Apapun alasannya, Pemred Radar Bolmong harus dimintai pertanggungjawaban, sebagaimana Pemred Majalah Sastra, HB Jassin, sebab mempublikasi cerpen Langit Makin Mendung dari Ki Panji Kusmin di edisi Agustus 1968. Dianggap ‘’melecehkan’’ Islam (Allah, Muhammad Rasulullah, dan Jibril), cerpen ini menyebabkan Majalah Sastra dilarang terbit dan HB Jassin dijatuhi hukuman (tunda) satu tahun.

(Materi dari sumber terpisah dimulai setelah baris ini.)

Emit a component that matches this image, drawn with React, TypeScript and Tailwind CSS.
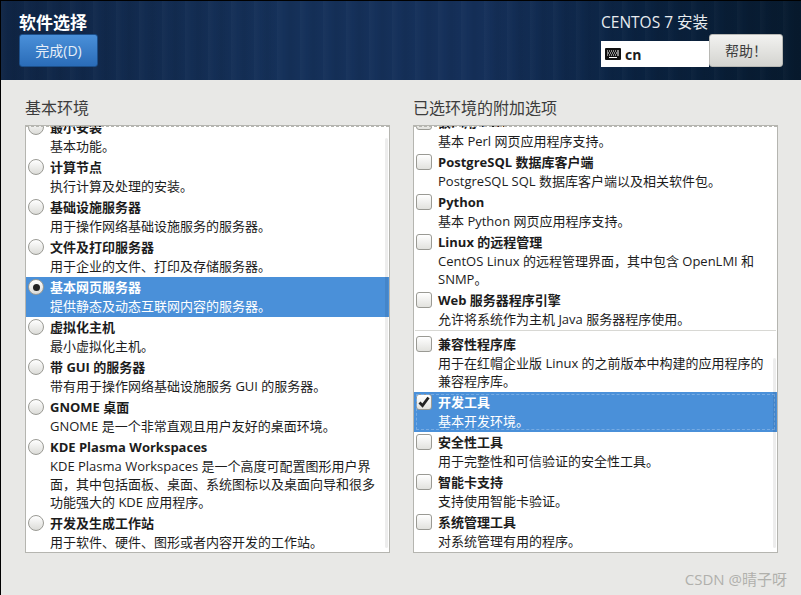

Nah, apalagi yang dipertimbangan dan ditunggu Bupati Boltim yang dijadikan obyek dan pelecehan serta pihak berwenang yang semestinya mengambil tindakan tegas terhadap provokasi sensitif SARA oleh Radar Bolmong? Apakah mesti menunggu aksi umat Islam dan Kristen; atau anarki massal terhadap koran ini?***

Singkatan dan Istilah yang Digunakan:

Bolmong: Bolaang Mongondow; Boltim: Bolaang Mongondow Timur; Cerpen: cerita Pendek; Korlip: Koordinator Liputan; Malut: Maluku Utara; Pemkab: Pemerintah Kabupaten; Pemkot: Pemerintah Kota; Pemred: Peminpin Redaksi; Redpel: Redaktur Pelaksana; SARA: Suku, Agama, Ras, dan Antar Golongan; dan TTD: Tertanda.